I used the JuMP modeling language in Julia together with the CLP open source solver to solve the LPs. I used a random perturbation method to determine whether solutions were unique and to find the full set of solutions in cases where it was not.

I didn’t give more details in my post because it was already getting a little long!

If there is interest I could post code/etc.

1. Mark Rickert says:

Thanks. After posting that request and doing some web searching, I downloaded JuMP and got a single result that fell into the range you specified.

3. Chris says:

Great post! I followed a similar approach but instead formed the LP in the space of the strategy vectors.

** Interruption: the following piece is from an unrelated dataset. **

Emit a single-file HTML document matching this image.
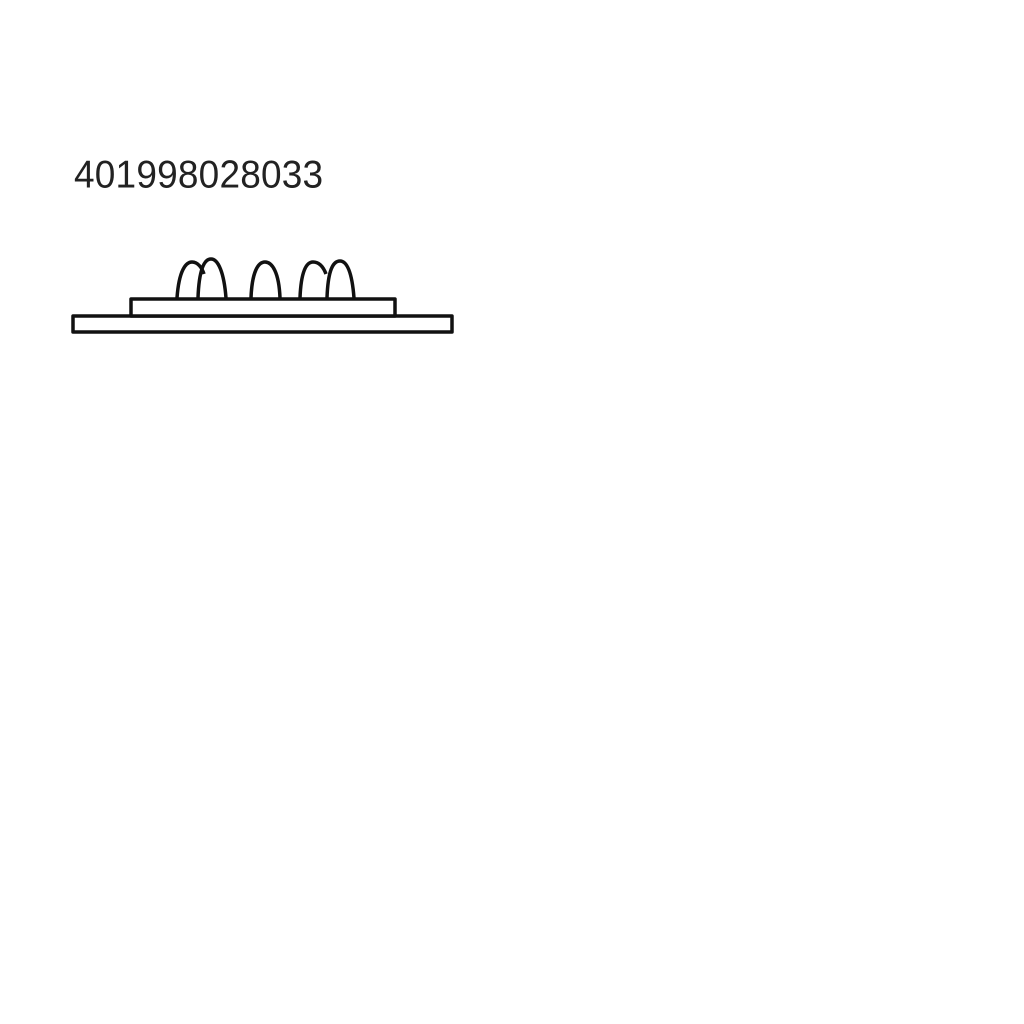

Basically, I used the function W as the objective and then maximized with respect to p and minimized with respect to q, with p and q each constrained to [0,1]^6. (The order of min and max still doesn’t matter because of duality.) I rewrote the inner problem using LP duality and then was left with a single LP. I think this can generalize a little better because it’s a smaller LP than when you enumerate all the possible pure strategies, so you can solve it quickly if you use n-sided dice. I thought it might be instructive in case anyone’s interested. You get the same answer either way, obviously. Thanks again for your post!

1. That’s an excellent point! I somehow convinced myself that I had to work in the augmented space because the p’s and q’s don’t sum to 1. In fact, all I had to do was remove the constraint that they sum to 1! That’s quite nice… and you’re right, much easier to generalize. Much easier to interpret as well, since I had to do all this extra work to tease out the multiple solutions in the higher dimensional space. Thanks for the comment.

2. I updated my solution to include your approach with the more efficient LPs. Thanks again! I learned something today.

1. Chris says:

You’re welcome! Thank you for your blog posts! You give great explanations.